▶ [Supplied information]
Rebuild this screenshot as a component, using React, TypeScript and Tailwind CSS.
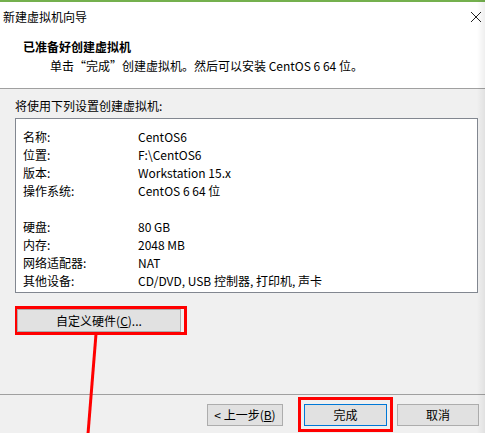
import React from "react";

const rows: [string, string][] = [
  ["名称:", "CentOS6"],
  ["位置:", "F:\\CentOS6"],
  ["版本:", "Workstation 15.x"],
  ["操作系统:", "CentOS 6 64 位"],
  ["", ""],
  ["硬盘:", "80 GB"],
  ["内存:", "2048 MB"],
  ["网络适配器:", "NAT"],
  ["其他设备:", "CD/DVD, USB 控制器, 打印机, 声卡"],
];

export default function App() {
  return (
    <div
      className="relative w-[485px] h-[433px] overflow-hidden bg-[#f0f0f0] text-[12px] text-black"
      style={{ fontFamily: '"Noto Sans CJK SC", "Noto Sans", sans-serif' }}
    >
      <div className="h-[2px] bg-[#74b04e]" />
      {/* header */}
      <div className="h-[87px] bg-white border-b border-[#a0a0a0] flex flex-col">
        <div className="h-[30px] flex items-center justify-between pl-[3px] pr-[3px]">
          <span className="leading-none">新建虚拟机向导</span>
          <svg width="12" height="12" viewBox="0 0 12 12">
            <path d="M1 1 L11 11 M11 1 L1 11" stroke="#222" strokeWidth="1" fill="none" />
          </svg>
        </div>
        <div className="pl-[23px] mt-[6px] font-bold leading-[18px]">已准备好创建虚拟机</div>
        <div className="pl-[50px] mt-[1px] leading-[18px]">单击“完成”创建虚拟机。然后可以安装 CentOS 6 64 位。</div>
      </div>
      {/* body */}
      <div className="pl-[15px] pr-[7px] pt-[8px]">
        <div className="leading-[18px]">将使用下列设置创建虚拟机:</div>
        <div className="mt-[3px] h-[175px] bg-white border border-[#828790] pt-[9px] pl-[7px]">
          {rows.map(([k, v], i) => (
            <div key={i} className="flex h-[18px] items-center leading-none">
              <span className="w-[115px]">{k}</span>
              <span>{v}</span>
            </div>
          ))}
        </div>
        <div className="mt-[13px] w-[172px] h-[29px] border-[3px] border-[#ff0000] flex items-center">
          <div className="-ml-[1px] w-[164px] h-[23px] bg-[#e1e1e1] border border-[#adadad] flex items-center justify-center leading-none">
            自定义硬件(<span className="underline">C</span>)...
          </div>
        </div>
      </div>
      <div className="mt-[59px] border-t border-[#a0a0a0]" />
      <div className="flex items-center pl-[207px] mt-[2px]">
        <div className="w-[76px] h-[22px] bg-[#e1e1e1] border border-[#adadad] flex items-center justify-center leading-none">
          &lt; 上一步(<span className="underline">B</span>)
        </div>
        <div className="ml-[15px] w-[95px] h-[35px] border-[3px] border-[#ff0000] flex items-center justify-center">
          <div className="w-[83px] h-[22px] bg-[#e1e1e1] border border-[#0078d7] flex items-center justify-center leading-none">
            完成
          </div>
        </div>
        <div className="ml-[4px] w-[82px] h-[22px] bg-[#e1e1e1] border border-[#adadad] flex items-center justify-center leading-none">
          取消
        </div>
      </div>
      <div className="absolute top-0 right-0 w-[8px] h-full bg-gradient-to-r from-transparent to-[#00000010]" />
      <svg className="absolute left-0 top-0" width="485" height="433">
        <line x1="96" y1="334" x2="88" y2="434" stroke="#ff0000" strokeWidth="3" />
      </svg>
    </div>
  );
}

▶ [What you have to do] Return the material line for line, from its beginning to the line that contains "import React from", with the pictures left out.

▶ [Result of this task]
Rebuild this screenshot as a component, using React, TypeScript and Tailwind CSS.
import React from "react";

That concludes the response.